Johnson appealed the decision to the Fifth Circuit Court of Appeals.

==Books==
Johnson has written two books published through Encounter Books: Why Coolidge Matters, an essay collection encompassing various points in Calvin Coolidge's political career with blurbs by John Yoo, Michelle Malkin, and Ted Cruz, and The Truth About the IRS Scandals. Both books were published in 2013.

==Gawker lawsuit==
In June 2015, Johnson sued Gawker for defamation in Missouri for $66 million for Gawker's publication of rumours that Johnson defecated on the floor while a student at Claremont McKenna College, and filed a similar suit in California in December. In January 2016, the Missouri suit was dismissed. Johnson settled with the by then-defunct Gawker in 2018.

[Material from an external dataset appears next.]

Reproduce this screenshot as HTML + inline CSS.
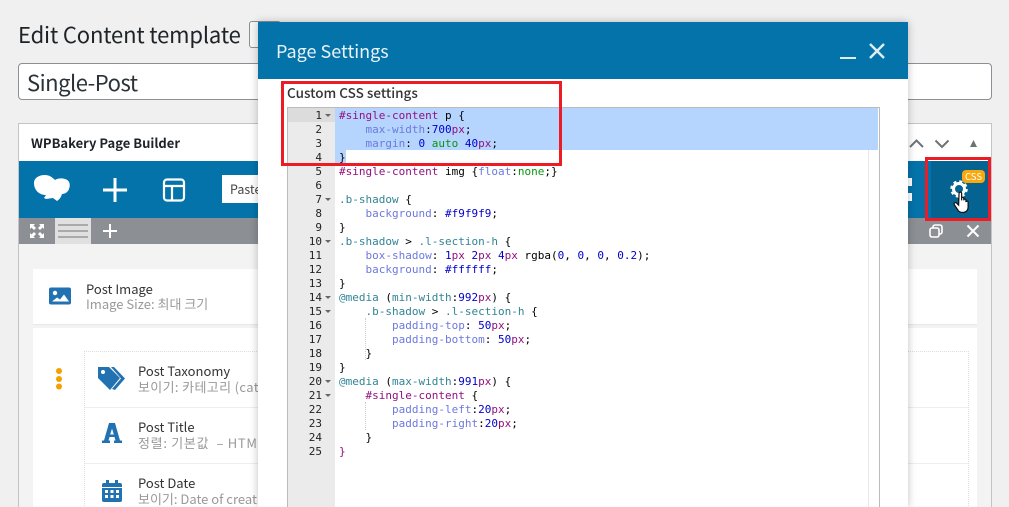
<!DOCTYPE html>
<html><head><meta charset="utf-8">
<style>
html,body{margin:0;padding:0;width:1009px;height:507px;overflow:hidden;background:#f0f0f1}
body{position:relative;font-family:"Noto Sans CJK KR","Liberation Sans",sans-serif;color:#1d2327}
.a{position:absolute}
.t{position:absolute;white-space:nowrap;line-height:1.2}
pre{margin:0;font:11px/14px "DejaVu Sans Mono",monospace;color:#000}
.k{color:#930f80}.p{color:#6d79de}.n{color:#0000cd}.v{color:#318495}.g{color:#06960e}
.gut{position:absolute;left:288px;top:108px;width:47px;height:399px;background:#ebebeb}
.ln{position:absolute;left:0;width:34px;text-align:right;font:11px/14px "DejaVu Sans Mono",monospace;color:#222;margin-top:1px}
.ar{position:absolute;left:37px;width:0;height:0;border-left:3px solid transparent;border-right:3px solid transparent;border-top:3px solid #666}
</style></head><body>

<div class="t" style="left:18px;top:21px;font-size:22px;letter-spacing:-.15px;color:#1d2327">Edit Content template</div>
<div class="a" style="left:249px;top:21px;width:30px;height:25px;border:1px solid #8c8f94;border-radius:3px;background:#f6f7f7"></div>
<div class="a" style="left:18px;top:63px;width:972px;height:35px;border:1px solid #8c8f94;border-radius:4px;background:#fff"></div>
<div class="t" style="left:27px;top:69px;font-size:22px;letter-spacing:-.5px;color:#2c3338">Single-Post</div>

<div class="a" style="left:18px;top:123px;width:972px;height:384px;border:1px solid #c3c4c7;border-bottom:0;background:#f3f3f3"></div>
<div class="a" style="left:19px;top:124px;width:972px;height:37px;background:#fff"></div>
<div class="t" style="left:31px;top:135px;font-size:13px;font-weight:700;color:#1d2327">WPBakery Page Builder</div>
<div class="a" style="left:19px;top:161px;width:972px;height:57px;background:#0473aa"></div>
<div class="a" style="left:19px;top:218px;width:972px;height:26px;background:#8c8f94"></div>

<!-- toolbar icons -->
<svg class="a" style="left:30px;top:172px" width="44" height="34" viewBox="0 0 44 34"><path d="M4 11c0-5 5-8 11-8 4 0 7 2 10 5 3-2 7-2 10-1 4 1 6 5 4 10-1 3-4 5-7 5-1 3-2 5-5 7l-4-3-7 1-2-1 2-3c-7 0-12-5-12-12z" fill="#fff"/></svg>
<svg class="a" style="left:102px;top:177px" width="26" height="26"><path d="M1 13h24M13 1v24" stroke="#fff" stroke-width="3"/></svg>
<svg class="a" style="left:162px;top:177px" width="25" height="25" fill="none" stroke="#fff" stroke-width="2.2"><rect x="2" y="2.500" width="20" height="21" rx="3"/><path d="M2 9h20M10 9v14"/></svg>
<div class="a" style="left:222px;top:175px;width:40px;height:28px;background:#fff"></div>
<div class="t" style="left:230px;top:181px;font-size:12.500px;color:#444">Paste</div>
<svg class="a" style="left:29px;top:223px" width="16" height="16" fill="#fff"><path d="M1 1h5L4.500 2.500 7 5 5 7 2.500 4.500 1 6zM15 1v5L13.500 4.500 11 7 9 5 11.500 2.500 10 1zM1 15v-5l1.500 1.500L5 9l2 2-2.500 2.500L6 15zM15 15h-5l1.500-1.500L9 11l2-2 2.500 2.500L15 10z"/></svg>
<div class="a" style="left:55px;top:218px;width:36px;height:26px;background:#e0e0e0"></div>
<svg class="a" style="left:58px;top:224px" width="30" height="14" fill="#aaa"><rect y="0" width="30" height="2"/><rect y="6" width="30" height="2"/><rect y="12" width="30" height="2"/></svg>
<svg class="a" style="left:102px;top:223px" width="16" height="16"><path d="M1 8h14M8 1v14" stroke="#fff" stroke-width="2"/></svg>

<!-- right header controls -->
<svg class="a" style="left:906px;top:136px" width="80" height="14" fill="none" stroke="#6b7278" stroke-width="2"><path d="M4 11l6.500-6.500 6.500 6.500M29.500 4.500l6.500 6.500 6.500-6.500"/><path d="M64 11l3.500-7 3.500 7z" fill="#6b7278" stroke="none"/></svg>
<div class="a" style="left:908px;top:178px;width:4px;height:8px;background:#fff"></div>
<div class="a" style="left:908px;top:193px;width:4px;height:8px;background:#fff"></div>
<div class="a" style="left:931px;top:161px;width:59px;height:57px;background:#056391"></div>
<svg class="a" style="left:950px;top:180px" width="18" height="18"><circle cx="9" cy="9" r="5.500" fill="none" stroke="#fff" stroke-width="3"/><circle cx="9" cy="9" r="7.500" fill="none" stroke="#fff" stroke-width="2.500" stroke-dasharray="3 2.900"/></svg>
<div class="a" style="left:962px;top:170px;width:23px;height:13px;border-radius:4px;background:#f8a90f"></div>
<div class="t" style="left:965px;top:171px;font-size:9.500px;color:#fff">CSS</div>
<svg class="a" style="left:953px;top:191px" width="19" height="23" viewBox="0 0 22 26"><path d="M7 2.500c0-2 3-2 3 0v8l0-2c0-2 2.500-2 2.500 0v2c0-2 2.500-2 2.500 0v2c0-1.500 2.500-1.500 2.500 0v6c0 3-2 6-6 6-3 0-5-1-6-3l-4-6c-1-2 1-3 2.500-2l2.500 2.500z" fill="#fff" stroke="#111" stroke-width="1.400"/></svg>
<svg class="a" style="left:928px;top:223px" width="16" height="16" fill="none" stroke="#fff" stroke-width="1.600"><rect x="5" y="2" width="9" height="9" rx="2"/><rect x="2" y="5" width="9" height="9" rx="2" fill="#8c8f94"/></svg>
<svg class="a" style="left:966px;top:224px" width="14" height="14"><path d="M1.500 1.500l11 11M12.500 1.500l-11 11" stroke="#fff" stroke-width="2"/></svg>

<!-- page content -->
<div class="a" style="left:33px;top:269px;width:944px;height:55px;background:#fff;border-bottom:1px solid #e8e8e8"></div>
<div class="a" style="left:33px;top:328px;width:944px;height:179px;background:#fff"></div>
<svg class="a" style="left:49px;top:287px" width="23" height="18"><rect width="22" height="17" y=".5" rx="2" fill="#2271b1"/><circle cx="6" cy="6" r="2.200" fill="#fff"/><path d="M3 14.500l5-4 3 2 4-5 5 7z" fill="#fff"/></svg>
<div class="t" style="left:86px;top:281px;font-size:13px;color:#333">Post Image</div>
<div class="t" style="left:86px;top:296px;font-size:13px;color:#999">Image Size: 최대 크기</div>

<svg class="a" style="left:54px;top:367px" width="10" height="24" fill="#f59f00"><circle cx="5" cy="4" r="3"/><circle cx="5" cy="12" r="3"/><circle cx="5" cy="19.500" r="3"/></svg>
<div class="a" style="left:84px;top:351px;width:883px;height:156px;border:1px dotted #ddd;border-bottom:0"></div>
<div class="a" style="left:85px;top:407px;width:883px;height:1px;background:#eee"></div>
<div class="a" style="left:85px;top:463px;width:883px;height:1px;background:#eee"></div>

<svg class="a" style="left:97px;top:366px" width="30" height="26" fill="#2271b1"><path d="M1 1h11l11 11-10 12L1 12z"/><circle cx="6" cy="6" r="2" fill="#fff"/><path d="M17 1l11 11.500L18 24l-3-1 9-10.500L14 1z"/></svg>
<div class="t" style="left:138px;top:363px;font-size:13px;color:#333">Post Taxonomy</div>
<div class="t" style="left:138px;top:379px;font-size:13px;letter-spacing:.35px;color:#999">보이기: 카테고리 (cat</div>

<svg class="a" style="left:102px;top:422px" width="20" height="22" fill="#2271b1"><path fill-rule="evenodd" d="M7 1h6l5 17.500h2V21h-8v-2.500h1.500L12.500 15h-5l-1 3.500H8V21H0v-2.500h2zM10 6.500L8.200 12.500h3.600z"/></svg>
<div class="t" style="left:138px;top:419px;font-size:13px;color:#333">Post Title</div>
<div class="t" style="left:138px;top:435px;font-size:13px;letter-spacing:.7px;color:#999">정렬: 기본값 &nbsp;– HTM</div>

<svg class="a" style="left:102px;top:479px" width="20" height="23" fill="#2271b1"><path d="M0 6a2 2 0 0 1 2-2h2V1h3v3h6V1h3v3h2a2 2 0 0 1 2 2v2H0z"/><path d="M0 9h20v12a2 2 0 0 1-2 2H2a2 2 0 0 1-2-2z"/><g fill="#fff"><rect x="3" y="11" width="3" height="3"/><rect x="8.500" y="11" width="3" height="3"/><rect x="14" y="11" width="3" height="3"/><rect x="3" y="16" width="3" height="3"/><rect x="8.500" y="16" width="3" height="3"/><rect x="14" y="16" width="3" height="3"/></g></svg>
<div class="t" style="left:138px;top:475px;font-size:13px;color:#333">Post Date</div>
<div class="t" style="left:138px;top:491px;font-size:13px;color:#999">보이기: Date of creat</div>

<!-- modal -->
<div class="a" style="left:258px;top:22px;width:650px;height:485px;background:#fff;box-shadow:0 0 8px rgba(0,0,0,.25)"></div>
<div class="a" style="left:258px;top:22px;width:650px;height:57px;background:#0473aa"></div>
<div class="t" style="left:276px;top:41px;font-size:18px;color:#e8f2f7">Page Settings</div>
<div class="a" style="left:840px;top:57px;width:16px;height:2px;background:#dfeef5"></div>
<svg class="a" style="left:868px;top:42px" width="18" height="18"><path d="M2 2l14 14M16 2L2 16" stroke="#dfeef5" stroke-width="2.400"/></svg>
<div class="t" style="left:287px;top:84px;font-size:13.500px;font-weight:500;color:#333">Custom CSS settings</div>

<!-- editor -->
<div class="a" style="left:287px;top:107px;width:591px;height:400px;border:1px solid #bbb;border-bottom:0;background:#fff"></div>
<div class="gut">
<div class="a" style="left:0;top:0;width:47px;height:14px;background:#dcdcdc"></div>
<div class="ln" style="top:0">1</div><div class="ar" style="top:6px"></div>
<div class="ln" style="top:14px">2</div><div class="ln" style="top:28px">3</div><div class="ln" style="top:42px">4</div><div class="ln" style="top:56px">5</div><div class="ln" style="top:70px">6</div>
<div class="ln" style="top:84px">7</div><div class="ar" style="top:90px"></div>
<div class="ln" style="top:98px">8</div><div class="ln" style="top:112px">9</div>
<div class="ln" style="top:126px">10</div><div class="ar" style="top:132px"></div>
<div class="ln" style="top:140px">11</div><div class="ln" style="top:154px">12</div><div class="ln" style="top:168px">13</div>
<div class="ln" style="top:182px">14</div><div class="ar" style="top:188px"></div>
<div class="ln" style="top:196px">15</div><div class="ar" style="top:202px"></div>
<div class="ln" style="top:210px">16</div><div class="ln" style="top:224px">17</div><div class="ln" style="top:238px">18</div><div class="ln" style="top:252px">19</div>
<div class="ln" style="top:266px">20</div><div class="ar" style="top:272px"></div>
<div class="ln" style="top:280px">21</div><div class="ar" style="top:286px"></div>
<div class="ln" style="top:294px">22</div><div class="ln" style="top:308px">23</div><div class="ln" style="top:322px">24</div><div class="ln" style="top:336px">25</div>
</div>
<div class="a" style="left:335px;top:108px;width:543px;height:42px;background:#b5d5ff"></div>
<div class="a" style="left:335px;top:150px;width:11px;height:14px;background:#b5d5ff"></div>
<div class="a" style="left:868px;top:150px;width:1px;height:357px;background:#e8e8e8"></div>
<div class="a" style="left:365px;top:318px;height:42px;border-left:1px dotted #ccc"></div>
<div class="a" style="left:365px;top:402px;height:28px;border-left:1px dotted #ccc"></div>
<pre class="a" style="left:339px;top:109px"><span class="k">#single-content</span> p {
    <span class="p">max-width</span>:<span class="n">700</span><span class="k">px</span>;
    <span class="p">margin</span>: <span class="n">0</span> <span class="g">auto</span> <span class="n">40</span><span class="k">px</span>;
}
<span class="k">#single-content</span> img {<span class="p">float</span>:<span class="g">none</span>;}

<span class="v">.b-shadow</span> {
    <span class="p">background</span>: <span class="n">#f9f9f9</span>;
}
<span class="v">.b-shadow</span> &gt; <span class="v">.l-section-h</span> {
    <span class="p">box-shadow</span>: <span class="n">1</span><span class="k">px</span> <span class="n">2</span><span class="k">px</span> <span class="n">4</span><span class="k">px</span> rgba(<span class="n">0</span>, <span class="n">0</span>, <span class="n">0</span>, <span class="n">0.2</span>);
    <span class="p">background</span>: <span class="n">#ffffff</span>;
}
<span class="v">@media</span> (<span class="v">min-width</span>:<span class="n">992</span><span class="k">px</span>) {
    <span class="v">.b-shadow</span> &gt; <span class="v">.l-section-h</span> {
        <span class="p">padding-top</span>: <span class="n">50</span><span class="k">px</span>;
        <span class="p">padding-bottom</span>: <span class="n">50</span><span class="k">px</span>;
    }
}
<span class="v">@media</span> (<span class="v">max-width</span>:<span class="n">991</span><span class="k">px</span>) {
    <span class="k">#single-content</span> {
        <span class="p">padding-left</span>:<span class="n">20</span><span class="k">px</span>;
        <span class="p">padding-right</span>:<span class="n">20</span><span class="k">px</span>;
    }
<span class="k">}</span></pre>

<!-- red highlight boxes -->
<div class="a" style="left:281px;top:81px;width:275px;height:79px;border:3px solid #ed1c24"></div>
<div class="a" style="left:925px;top:157px;width:60px;height:58px;border:3px solid #ed1c24"></div>
</body></html>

==Work with Jeffrey Epstein and Steve Bannon==
On October 18, 2021, more than two years after the death of Jeffrey Epstein, Johnson discussed his Breitbart boss and mentor Steve Bannon's relationship with the pedophile and human trafficker in an interview with Rolling Stone reporter Seth Hettena. Steve Bannon met with Epstein multiple times after exiting the White House, including in December 2017. This was while Johnson was being managed by Bannon at Breitbart. Johnson told Rolling Stone that Bannon viewed Epstein as both a rival and spy, and was deeply interested in emulating Jeffrey Epstein's operation. Bannon also offered to introduce Johnson to Epstein, and Johnson claims he declined but continued to work under Bannon at Breitbart. In addition, Johnson declared in the Rolling Stone piece that he quietly shifted his allegiance from Donald Trump to Joe Biden, likely after the presidential election or sometime in early 2021.

==Websites (GotNews, WeSearchr, Freestartr)==
Johnson was the founder of three websites, all of which are defunct.

In early 2014, Johnson created GotNews, an alt-right news website. The site went offline with no advance warning on September 17, 2018. GotNews filed for bankruptcy in May 2019. The bankruptcy petition lists GotNews' total liabilities as between $500,000 and $1 million.

In 2015, Johnson created WeSearchr, a crowdfunding website. By 2017, the site became a fundraising platform for alt-right causes, though Johnson claimed that was not his intention. Andrew Anglin, the founder of the neo-Nazi website The Daily Stormer, used the website to raise money to defend himself against a lawsuit brought by the American Civil Liberties Union (ACLU) on behalf of a woman trolled by followers of Anglin. In addition to crowdfunding legal battles, the site was also designed to crowdfund bounties on reporting goals. According to Johnson, he used the site to receive money for information he had already acquired. The site closed in May 2017.

Johnson also started the crowdfunding site Freestartr, which collected funds for white nationalist Richard B. Spencer's legal defense, far-right activist Tommy Robinson, Canadian nationalist Faith Goldy, Johnson himself, and others. In mid-2018, Freestartr stopped accepting funds, as the site was banned by Stripe and PayPal, which Freestartr used to process payments.

==Clearview.AI==
Johnson is a cofounder of Clearview AI, as reported by a 2021 New York Times Magazine article. He was bumped out of the nascent Clearview initially, but came to an agreement of holding a ten percent interest which would be as a silent partner as he would assist in marketing and wind-down his stake gradually.